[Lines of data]

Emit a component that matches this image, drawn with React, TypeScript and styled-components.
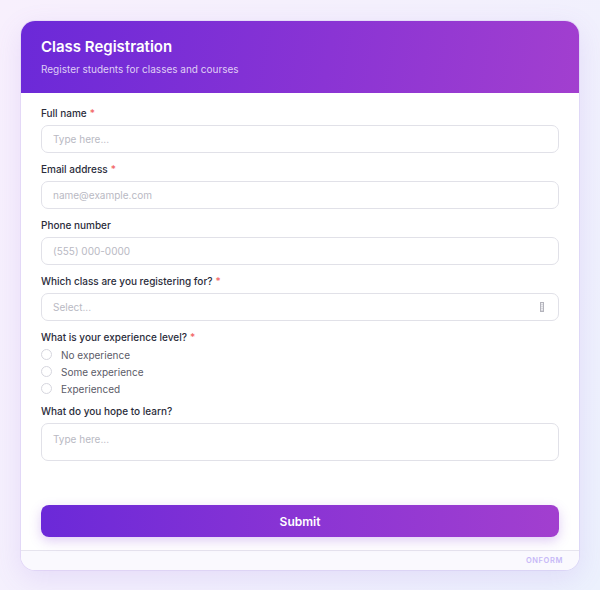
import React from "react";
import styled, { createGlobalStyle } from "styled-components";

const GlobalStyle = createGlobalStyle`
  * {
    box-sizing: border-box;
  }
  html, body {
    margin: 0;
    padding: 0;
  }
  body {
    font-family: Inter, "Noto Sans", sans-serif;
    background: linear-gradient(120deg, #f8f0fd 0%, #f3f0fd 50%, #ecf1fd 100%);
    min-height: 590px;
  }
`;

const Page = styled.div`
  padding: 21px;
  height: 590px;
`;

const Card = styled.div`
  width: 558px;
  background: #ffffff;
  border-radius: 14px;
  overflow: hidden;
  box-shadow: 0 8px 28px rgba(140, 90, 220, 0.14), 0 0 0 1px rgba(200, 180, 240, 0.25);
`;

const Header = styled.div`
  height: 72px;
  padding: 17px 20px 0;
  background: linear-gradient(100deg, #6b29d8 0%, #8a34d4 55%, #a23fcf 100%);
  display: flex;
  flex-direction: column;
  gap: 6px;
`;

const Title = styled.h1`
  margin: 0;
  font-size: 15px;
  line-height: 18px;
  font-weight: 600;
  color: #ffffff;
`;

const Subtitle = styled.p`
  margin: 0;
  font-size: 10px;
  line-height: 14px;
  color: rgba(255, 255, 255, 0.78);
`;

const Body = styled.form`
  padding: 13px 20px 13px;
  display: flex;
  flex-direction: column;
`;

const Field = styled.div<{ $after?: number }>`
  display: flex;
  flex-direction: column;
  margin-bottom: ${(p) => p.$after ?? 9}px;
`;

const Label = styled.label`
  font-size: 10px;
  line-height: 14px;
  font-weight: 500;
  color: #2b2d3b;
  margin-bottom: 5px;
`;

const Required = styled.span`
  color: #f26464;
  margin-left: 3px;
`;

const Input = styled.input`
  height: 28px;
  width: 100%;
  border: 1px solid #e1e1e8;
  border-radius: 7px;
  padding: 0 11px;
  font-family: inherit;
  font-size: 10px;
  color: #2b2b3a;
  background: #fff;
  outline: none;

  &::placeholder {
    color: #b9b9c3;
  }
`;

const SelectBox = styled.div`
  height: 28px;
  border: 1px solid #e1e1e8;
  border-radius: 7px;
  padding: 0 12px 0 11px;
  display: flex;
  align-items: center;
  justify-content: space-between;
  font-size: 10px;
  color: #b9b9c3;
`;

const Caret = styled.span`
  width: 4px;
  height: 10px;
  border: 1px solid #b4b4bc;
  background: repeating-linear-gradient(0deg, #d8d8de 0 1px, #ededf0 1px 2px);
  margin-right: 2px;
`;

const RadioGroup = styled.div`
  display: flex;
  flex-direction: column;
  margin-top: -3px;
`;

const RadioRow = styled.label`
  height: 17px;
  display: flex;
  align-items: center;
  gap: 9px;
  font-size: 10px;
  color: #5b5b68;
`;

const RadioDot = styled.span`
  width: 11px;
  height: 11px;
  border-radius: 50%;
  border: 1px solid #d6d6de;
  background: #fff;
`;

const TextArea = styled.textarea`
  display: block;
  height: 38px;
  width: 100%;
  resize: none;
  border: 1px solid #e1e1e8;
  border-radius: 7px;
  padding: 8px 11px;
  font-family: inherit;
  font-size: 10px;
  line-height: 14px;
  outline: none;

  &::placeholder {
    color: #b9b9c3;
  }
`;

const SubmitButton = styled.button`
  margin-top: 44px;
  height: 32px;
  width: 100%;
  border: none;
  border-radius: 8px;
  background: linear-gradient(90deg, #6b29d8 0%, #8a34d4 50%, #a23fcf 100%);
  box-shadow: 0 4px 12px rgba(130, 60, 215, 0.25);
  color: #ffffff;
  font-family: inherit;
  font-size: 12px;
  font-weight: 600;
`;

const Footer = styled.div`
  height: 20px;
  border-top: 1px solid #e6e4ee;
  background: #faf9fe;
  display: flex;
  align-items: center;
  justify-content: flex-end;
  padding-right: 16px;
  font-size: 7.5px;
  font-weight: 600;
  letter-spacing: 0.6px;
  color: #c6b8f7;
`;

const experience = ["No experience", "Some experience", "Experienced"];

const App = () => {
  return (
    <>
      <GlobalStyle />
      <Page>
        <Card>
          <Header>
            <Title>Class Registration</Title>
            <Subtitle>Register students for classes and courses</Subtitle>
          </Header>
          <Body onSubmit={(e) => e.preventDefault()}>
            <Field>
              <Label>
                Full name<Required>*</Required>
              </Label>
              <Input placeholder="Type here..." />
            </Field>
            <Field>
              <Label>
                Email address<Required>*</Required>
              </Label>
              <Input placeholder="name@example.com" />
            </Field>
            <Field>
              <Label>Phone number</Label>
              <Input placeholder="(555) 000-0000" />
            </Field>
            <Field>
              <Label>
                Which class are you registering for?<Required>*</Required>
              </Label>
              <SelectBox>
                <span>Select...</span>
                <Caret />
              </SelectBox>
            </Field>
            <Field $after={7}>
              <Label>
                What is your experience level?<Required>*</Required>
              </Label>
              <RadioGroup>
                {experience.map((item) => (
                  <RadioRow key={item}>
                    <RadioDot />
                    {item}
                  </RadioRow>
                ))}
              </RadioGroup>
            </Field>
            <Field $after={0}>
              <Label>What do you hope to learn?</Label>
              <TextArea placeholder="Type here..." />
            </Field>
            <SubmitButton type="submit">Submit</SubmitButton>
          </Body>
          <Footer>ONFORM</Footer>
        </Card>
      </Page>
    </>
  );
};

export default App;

--

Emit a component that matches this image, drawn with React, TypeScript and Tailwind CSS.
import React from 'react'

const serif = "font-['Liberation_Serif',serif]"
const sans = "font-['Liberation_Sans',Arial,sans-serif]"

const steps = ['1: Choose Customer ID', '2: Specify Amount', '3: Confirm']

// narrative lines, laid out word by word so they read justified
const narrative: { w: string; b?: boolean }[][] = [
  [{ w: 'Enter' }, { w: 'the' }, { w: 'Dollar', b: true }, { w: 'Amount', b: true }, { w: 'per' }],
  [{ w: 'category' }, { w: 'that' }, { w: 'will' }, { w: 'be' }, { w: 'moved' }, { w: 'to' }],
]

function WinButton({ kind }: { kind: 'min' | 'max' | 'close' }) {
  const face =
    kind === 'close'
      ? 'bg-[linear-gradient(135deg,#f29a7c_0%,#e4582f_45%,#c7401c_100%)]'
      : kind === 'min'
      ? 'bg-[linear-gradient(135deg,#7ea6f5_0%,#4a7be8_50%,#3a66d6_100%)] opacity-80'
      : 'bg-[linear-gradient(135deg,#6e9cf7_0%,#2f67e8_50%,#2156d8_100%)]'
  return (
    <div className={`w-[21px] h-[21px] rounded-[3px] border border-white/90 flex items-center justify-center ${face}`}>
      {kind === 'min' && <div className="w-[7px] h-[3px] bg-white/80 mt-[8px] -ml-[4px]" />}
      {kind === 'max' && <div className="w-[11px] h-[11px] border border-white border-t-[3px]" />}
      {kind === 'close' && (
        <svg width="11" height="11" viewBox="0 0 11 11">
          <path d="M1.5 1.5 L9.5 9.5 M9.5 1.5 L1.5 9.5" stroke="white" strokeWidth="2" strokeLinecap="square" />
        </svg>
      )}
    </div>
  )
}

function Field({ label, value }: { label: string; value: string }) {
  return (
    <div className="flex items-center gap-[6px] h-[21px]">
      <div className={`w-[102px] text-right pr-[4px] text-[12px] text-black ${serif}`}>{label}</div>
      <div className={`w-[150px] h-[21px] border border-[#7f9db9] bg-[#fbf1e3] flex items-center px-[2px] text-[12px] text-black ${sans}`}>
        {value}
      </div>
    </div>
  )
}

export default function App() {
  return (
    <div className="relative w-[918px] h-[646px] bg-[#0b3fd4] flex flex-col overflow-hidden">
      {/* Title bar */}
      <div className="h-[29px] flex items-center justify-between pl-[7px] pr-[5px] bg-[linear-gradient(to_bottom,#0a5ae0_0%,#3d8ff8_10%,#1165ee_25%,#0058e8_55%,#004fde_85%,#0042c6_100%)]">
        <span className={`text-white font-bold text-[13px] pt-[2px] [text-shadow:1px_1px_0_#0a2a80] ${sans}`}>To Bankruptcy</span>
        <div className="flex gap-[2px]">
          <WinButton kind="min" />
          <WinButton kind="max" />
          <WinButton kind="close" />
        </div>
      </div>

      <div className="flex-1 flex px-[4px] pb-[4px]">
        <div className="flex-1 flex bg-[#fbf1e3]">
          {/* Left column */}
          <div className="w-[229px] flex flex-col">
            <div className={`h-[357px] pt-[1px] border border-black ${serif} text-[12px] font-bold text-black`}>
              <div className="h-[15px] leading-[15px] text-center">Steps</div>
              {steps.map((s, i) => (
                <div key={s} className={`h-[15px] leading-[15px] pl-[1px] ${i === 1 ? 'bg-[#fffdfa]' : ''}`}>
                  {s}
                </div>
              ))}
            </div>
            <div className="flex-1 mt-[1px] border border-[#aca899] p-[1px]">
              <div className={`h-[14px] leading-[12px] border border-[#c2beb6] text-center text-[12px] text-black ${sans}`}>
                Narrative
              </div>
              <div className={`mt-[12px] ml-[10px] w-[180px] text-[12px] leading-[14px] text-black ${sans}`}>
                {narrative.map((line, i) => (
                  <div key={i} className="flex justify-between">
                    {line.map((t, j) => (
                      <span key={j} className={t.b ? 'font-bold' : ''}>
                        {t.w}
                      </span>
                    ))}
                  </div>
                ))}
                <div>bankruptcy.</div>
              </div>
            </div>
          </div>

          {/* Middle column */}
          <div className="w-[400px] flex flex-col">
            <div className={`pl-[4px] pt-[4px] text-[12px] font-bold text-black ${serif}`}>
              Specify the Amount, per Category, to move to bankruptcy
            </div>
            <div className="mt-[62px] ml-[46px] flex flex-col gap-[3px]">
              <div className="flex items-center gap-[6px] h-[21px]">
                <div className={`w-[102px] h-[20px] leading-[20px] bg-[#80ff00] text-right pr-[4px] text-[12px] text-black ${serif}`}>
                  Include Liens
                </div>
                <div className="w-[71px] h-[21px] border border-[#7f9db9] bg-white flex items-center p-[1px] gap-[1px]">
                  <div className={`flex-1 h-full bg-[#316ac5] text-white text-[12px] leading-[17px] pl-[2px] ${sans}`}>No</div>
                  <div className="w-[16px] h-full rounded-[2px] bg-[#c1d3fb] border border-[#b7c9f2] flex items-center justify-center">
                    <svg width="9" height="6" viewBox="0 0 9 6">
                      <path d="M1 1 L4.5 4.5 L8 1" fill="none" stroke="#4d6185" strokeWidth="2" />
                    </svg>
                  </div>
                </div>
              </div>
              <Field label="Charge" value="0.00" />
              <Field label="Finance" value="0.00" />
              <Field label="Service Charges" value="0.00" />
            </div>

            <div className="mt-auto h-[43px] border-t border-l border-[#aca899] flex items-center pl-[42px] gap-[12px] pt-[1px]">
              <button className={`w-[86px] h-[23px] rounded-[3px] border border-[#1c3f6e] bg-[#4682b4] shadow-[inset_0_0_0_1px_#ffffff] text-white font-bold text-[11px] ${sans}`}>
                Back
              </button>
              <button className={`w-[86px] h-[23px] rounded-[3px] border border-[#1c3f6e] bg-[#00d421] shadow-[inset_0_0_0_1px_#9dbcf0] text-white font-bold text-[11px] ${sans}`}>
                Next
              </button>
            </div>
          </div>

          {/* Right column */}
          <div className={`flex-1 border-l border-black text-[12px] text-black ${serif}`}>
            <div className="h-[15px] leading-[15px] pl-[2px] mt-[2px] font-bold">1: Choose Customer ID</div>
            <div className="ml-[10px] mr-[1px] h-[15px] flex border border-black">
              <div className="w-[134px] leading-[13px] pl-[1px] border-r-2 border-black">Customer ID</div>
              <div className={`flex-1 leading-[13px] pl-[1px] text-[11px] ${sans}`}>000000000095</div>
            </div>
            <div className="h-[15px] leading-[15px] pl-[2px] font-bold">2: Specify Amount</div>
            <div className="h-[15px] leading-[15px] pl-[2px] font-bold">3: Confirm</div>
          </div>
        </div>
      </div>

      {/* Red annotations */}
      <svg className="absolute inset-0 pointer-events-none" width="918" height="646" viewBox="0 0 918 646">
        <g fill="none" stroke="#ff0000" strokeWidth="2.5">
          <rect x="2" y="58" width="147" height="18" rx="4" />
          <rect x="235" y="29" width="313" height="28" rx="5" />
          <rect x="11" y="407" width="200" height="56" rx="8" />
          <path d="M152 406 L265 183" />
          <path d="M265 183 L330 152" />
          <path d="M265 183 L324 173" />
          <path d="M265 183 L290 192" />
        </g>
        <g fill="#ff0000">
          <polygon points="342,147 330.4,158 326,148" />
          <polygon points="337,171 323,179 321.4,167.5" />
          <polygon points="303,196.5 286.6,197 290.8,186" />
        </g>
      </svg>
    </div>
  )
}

§ **WHAT IS ASKED**:
Both the line with "and Tailwind CSS." and the line with "const steps = ['1: Choose" belong in the answer; write them out exactly, with every line between.

§ **ANSWER IN FULL**:
Emit a component that matches this image, drawn with React, TypeScript and Tailwind CSS.
import React from 'react'

const serif = "font-['Liberation_Serif',serif]"
const sans = "font-['Liberation_Sans',Arial,sans-serif]"

const steps = ['1: Choose Customer ID', '2: Specify Amount', '3: Confirm']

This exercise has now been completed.